━━━━━ PROVIDED DATA ━━━━━
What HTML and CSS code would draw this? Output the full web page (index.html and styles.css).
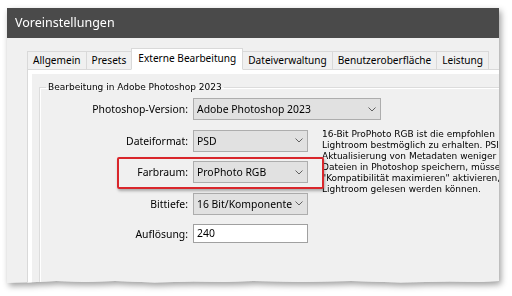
FILE: index.html
```html
<!DOCTYPE html>
<html lang="de">
<head>
<meta charset="utf-8">
<title>Voreinstellungen</title>
<link rel="stylesheet" href="styles.css">
</head>
<body>
<div class="stage">
  <div class="window">
    <div class="titlebar">Voreinstellungen</div>
    <div class="client">
      <div class="tabs">
        <div class="tab">Allgemein</div>
        <div class="tab">Presets</div>
        <div class="tab active">Externe Bearbeitung</div>
        <div class="tab">Dateiverwaltung</div>
        <div class="tab">Benutzeroberfläche</div>
        <div class="tab">Leistung</div>
      </div>
      <div class="panel">
        <fieldset class="group">
          <legend>Bearbeitung in Adobe Photoshop 2023</legend>
          <div class="form">
            <div class="label">Photoshop-Version:</div>
            <div class="select wide"><span>Adobe Photoshop 2023</span><svg class="chev" viewBox="0 0 8 5"><path d="M0.5 0.5 L4 4 L7.5 0.5"/></svg></div>

            <div class="label">Dateiformat:</div>
            <div class="select"><span>PSD</span><svg class="chev" viewBox="0 0 8 5"><path d="M0.5 0.5 L4 4 L7.5 0.5"/></svg></div>

            <div class="desc">
              <div>16-Bit ProPhoto RGB ist die empfohlen</div>
              <div>Lightroom bestmöglich zu erhalten. PSI</div>
              <div>Aktualisierung von Metadaten weniger</div>
              <div>Dateien in Photoshop speichern, müsse</div>
              <div>"Kompatibilität maximieren" aktivieren,</div>
              <div>Lightroom gelesen werden können.</div>
            </div>

            <div class="label">Farbraum:</div>
            <div class="select"><span>ProPhoto RGB</span><svg class="chev" viewBox="0 0 8 5"><path d="M0.5 0.5 L4 4 L7.5 0.5"/></svg></div>

            <div class="label">Bittiefe:</div>
            <div class="select"><span>16 Bit/Komponente</span><svg class="chev" viewBox="0 0 8 5"><path d="M0.5 0.5 L4 4 L7.5 0.5"/></svg></div>

            <div class="label">Auflösung:</div>
            <div class="input">240</div>
          </div>
          <div class="highlight"></div>
        </fieldset>
      </div>
    </div>
  </div>
</div>
</body>
</html>
```

FILE: styles.css
```css
* { box-sizing: border-box; }
html, body { margin: 0; padding: 0; background: #ffffff; }
body { width: 512px; height: 296px; overflow: hidden; }

.stage {
  padding: 8px 0 0 7px;
  filter: drop-shadow(2px 3px 3px rgba(0,0,0,0.38));
}

.window {
  width: 492px;
  height: 276px;
  background: #f0f0f0;
  overflow: hidden;
  clip-path: polygon(0 0, 100% 0, 100% 273px, 96% 274px, 90% 273.5px, 80% 274.5px, 70% 273px, 60% 274px, 50% 273px, 44% 274px, 38% 273.5px, 30% 274.5px, 22% 273px, 16% 274px, 10% 273px, 4% 274.5px, 0 275px);
  font-family: "Noto Sans", "Open Sans", sans-serif;
  font-size: 10.4px;
  color: #000;
}

.titlebar {
  height: 30px;
  background: #4a4a4a;
  color: #ffffff;
  font-size: 12.5px;
  line-height: 30px;
  padding-left: 8px;
}

.client {
  padding: 11px 0 0 20px;
}

.tabs {
  display: flex;
  align-items: flex-end;
  height: 21px;
  white-space: nowrap;
  position: relative;
  z-index: 1;
  margin-bottom: -1px;
  font-size: 10.1px;
}

.tab {
  height: 19px;
  line-height: 17px;
  padding: 0 5px;
  border: 1px solid #d9d9d9;
  border-left: none;
  background: #f0f0f0;
}
.tab:first-child { border-left: 1px solid #d9d9d9; }

.tab.active {
  height: 22px;
  line-height: 19px;
  background: #ffffff;
  border-bottom: 1px solid #ffffff;
  border-left: 1px solid #d9d9d9;
  margin-left: -1px;
  padding: 0 6px;
}

.panel {
  border: 1px solid #d9d9d9;
  border-right: none;
  background: #f0f0f0;
  box-shadow: inset 4px 4px 0 #ffffff;
  height: 240px;
  padding: 12px 0 0 11px;
}

.group {
  margin: 0;
  border: 1px solid #dcdcdc;
  border-right: none;
  border-bottom: none;
  box-shadow: inset 1px 1px 0 #ffffff;
  padding: 6px 0 0 0;
  position: relative;
  height: 220px;
  min-width: 0;
}

.group legend {
  font-family: "DejaVu Sans", sans-serif;
  font-size: 9px;
  padding: 0 2px;
  margin-left: 6px;
  color: #000;
}

.form {
  display: grid;
  grid-template-columns: 148px 115px 1fr;
  column-gap: 5px;
  row-gap: 9.5px;
  align-items: center;
}

.label {
  text-align: right;
  grid-column: 1;
  white-space: nowrap;
}

.select {
  grid-column: 2;
  height: 22px;
  background: #e1e1e1;
  border: 1px solid #adadad;
  display: flex;
  align-items: center;
  justify-content: space-between;
  padding: 0 4px 0 3px;
  white-space: nowrap;
}
.select.wide {
  grid-column: 2 / 4;
  width: 188px;
}
.chev {
  width: 8px;
  height: 5px;
  flex: none;
  fill: none;
  stroke: #606060;
  stroke-width: 1;
}

.input {
  grid-column: 2;
  height: 19px;
  background: #ffffff;
  border: 1px solid #a0a0a0;
  padding: 0 3px;
  line-height: 17px;
}

.desc {
  grid-column: 3;
  grid-row: 2 / 5;
  align-self: start;
  margin: -1px 0 0 9px;
  font-family: "DejaVu Sans", sans-serif;
  font-size: 9px;
  line-height: 11px;
  white-space: nowrap;
  color: #000;
}

.highlight {
  position: absolute;
  left: 77px;
  top: 65px;
  width: 207px;
  height: 32px;
  border: 2.5px solid #d9262b;
  border-radius: 2px;
  box-shadow: 1px 2px 3px rgba(0,0,0,0.3);
}
```
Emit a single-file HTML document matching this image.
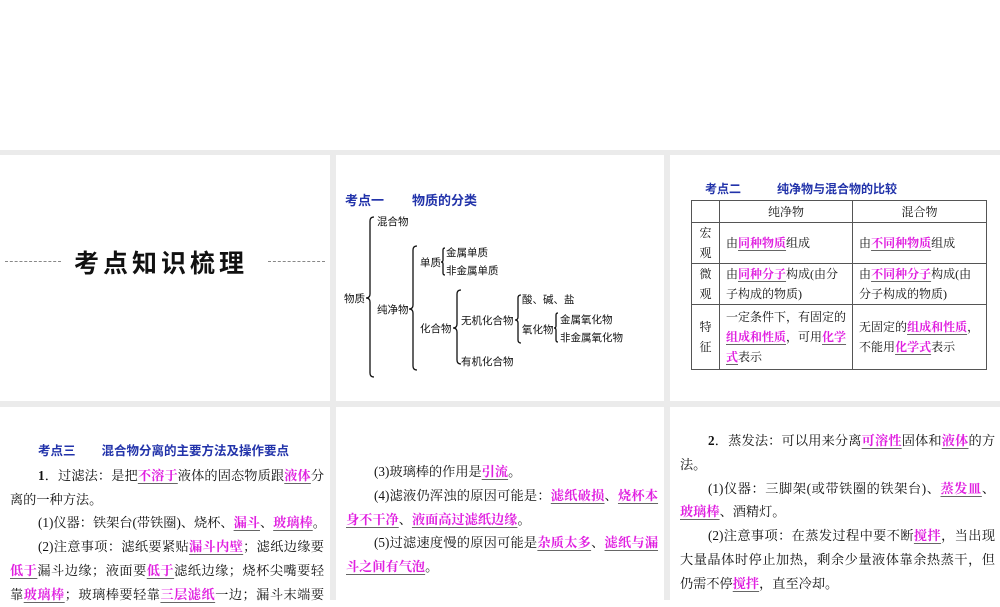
━━━━━
**GOAL OF THE EXERCISE**
Print out the whole of the material word for word, without pictures.

**THE COMPLETED TASK**
What HTML and CSS code would draw this? Output the full web page (index.html and styles.css).
FILE: index.html
```html
<!DOCTYPE html>
<html lang="de">
<head>
<meta charset="utf-8">
<title>Voreinstellungen</title>
<link rel="stylesheet" href="styles.css">
</head>
<body>
<div class="stage">
  <div class="window">
    <div class="titlebar">Voreinstellungen</div>
    <div class="client">
      <div class="tabs">
        <div class="tab">Allgemein</div>
        <div class="tab">Presets</div>
        <div class="tab active">Externe Bearbeitung</div>
        <div class="tab">Dateiverwaltung</div>
        <div class="tab">Benutzeroberfläche</div>
        <div class="tab">Leistung</div>
      </div>
      <div class="panel">
        <fieldset class="group">
          <legend>Bearbeitung in Adobe Photoshop 2023</legend>
          <div class="form">
            <div class="label">Photoshop-Version:</div>
            <div class="select wide"><span>Adobe Photoshop 2023</span><svg class="chev" viewBox="0 0 8 5"><path d="M0.5 0.5 L4 4 L7.5 0.5"/></svg></div>

            <div class="label">Dateiformat:</div>
            <div class="select"><span>PSD</span><svg class="chev" viewBox="0 0 8 5"><path d="M0.5 0.5 L4 4 L7.5 0.5"/></svg></div>

            <div class="desc">
              <div>16-Bit ProPhoto RGB ist die empfohlen</div>
              <div>Lightroom bestmöglich zu erhalten. PSI</div>
              <div>Aktualisierung von Metadaten weniger</div>
              <div>Dateien in Photoshop speichern, müsse</div>
              <div>"Kompatibilität maximieren" aktivieren,</div>
              <div>Lightroom gelesen werden können.</div>
            </div>

            <div class="label">Farbraum:</div>
            <div class="select"><span>ProPhoto RGB</span><svg class="chev" viewBox="0 0 8 5"><path d="M0.5 0.5 L4 4 L7.5 0.5"/></svg></div>

            <div class="label">Bittiefe:</div>
            <div class="select"><span>16 Bit/Komponente</span><svg class="chev" viewBox="0 0 8 5"><path d="M0.5 0.5 L4 4 L7.5 0.5"/></svg></div>

            <div class="label">Auflösung:</div>
            <div class="input">240</div>
          </div>
          <div class="highlight"></div>
        </fieldset>
      </div>
    </div>
  </div>
</div>
</body>
</html>
```

FILE: styles.css
```css
* { box-sizing: border-box; }
html, body { margin: 0; padding: 0; background: #ffffff; }
body { width: 512px; height: 296px; overflow: hidden; }

.stage {
  padding: 8px 0 0 7px;
  filter: drop-shadow(2px 3px 3px rgba(0,0,0,0.38));
}

.window {
  width: 492px;
  height: 276px;
  background: #f0f0f0;
  overflow: hidden;
  clip-path: polygon(0 0, 100% 0, 100% 273px, 96% 274px, 90% 273.5px, 80% 274.5px, 70% 273px, 60% 274px, 50% 273px, 44% 274px, 38% 273.5px, 30% 274.5px, 22% 273px, 16% 274px, 10% 273px, 4% 274.5px, 0 275px);
  font-family: "Noto Sans", "Open Sans", sans-serif;
  font-size: 10.4px;
  color: #000;
}

.titlebar {
  height: 30px;
  background: #4a4a4a;
  color: #ffffff;
  font-size: 12.5px;
  line-height: 30px;
  padding-left: 8px;
}

.client {
  padding: 11px 0 0 20px;
}

.tabs {
  display: flex;
  align-items: flex-end;
  height: 21px;
  white-space: nowrap;
  position: relative;
  z-index: 1;
  margin-bottom: -1px;
  font-size: 10.1px;
}

.tab {
  height: 19px;
  line-height: 17px;
  padding: 0 5px;
  border: 1px solid #d9d9d9;
  border-left: none;
  background: #f0f0f0;
}
.tab:first-child { border-left: 1px solid #d9d9d9; }

.tab.active {
  height: 22px;
  line-height: 19px;
  background: #ffffff;
  border-bottom: 1px solid #ffffff;
  border-left: 1px solid #d9d9d9;
  margin-left: -1px;
  padding: 0 6px;
}

.panel {
  border: 1px solid #d9d9d9;
  border-right: none;
  background: #f0f0f0;
  box-shadow: inset 4px 4px 0 #ffffff;
  height: 240px;
  padding: 12px 0 0 11px;
}

.group {
  margin: 0;
  border: 1px solid #dcdcdc;
  border-right: none;
  border-bottom: none;
  box-shadow: inset 1px 1px 0 #ffffff;
  padding: 6px 0 0 0;
  position: relative;
  height: 220px;
  min-width: 0;
}

.group legend {
  font-family: "DejaVu Sans", sans-serif;
  font-size: 9px;
  padding: 0 2px;
  margin-left: 6px;
  color: #000;
}

.form {
  display: grid;
  grid-template-columns: 148px 115px 1fr;
  column-gap: 5px;
  row-gap: 9.5px;
  align-items: center;
}

.label {
  text-align: right;
  grid-column: 1;
  white-space: nowrap;
}

.select {
  grid-column: 2;
  height: 22px;
  background: #e1e1e1;
  border: 1px solid #adadad;
  display: flex;
  align-items: center;
  justify-content: space-between;
  padding: 0 4px 0 3px;
  white-space: nowrap;
}
.select.wide {
  grid-column: 2 / 4;
  width: 188px;
}
.chev {
  width: 8px;
  height: 5px;
  flex: none;
  fill: none;
  stroke: #606060;
  stroke-width: 1;
}

.input {
  grid-column: 2;
  height: 19px;
  background: #ffffff;
  border: 1px solid #a0a0a0;
  padding: 0 3px;
  line-height: 17px;
}

.desc {
  grid-column: 3;
  grid-row: 2 / 5;
  align-self: start;
  margin: -1px 0 0 9px;
  font-family: "DejaVu Sans", sans-serif;
  font-size: 9px;
  line-height: 11px;
  white-space: nowrap;
  color: #000;
}

.highlight {
  position: absolute;
  left: 77px;
  top: 65px;
  width: 207px;
  height: 32px;
  border: 2.5px solid #d9262b;
  border-radius: 2px;
  box-shadow: 1px 2px 3px rgba(0,0,0,0.3);
}
```
Emit a single-file HTML document matching this image.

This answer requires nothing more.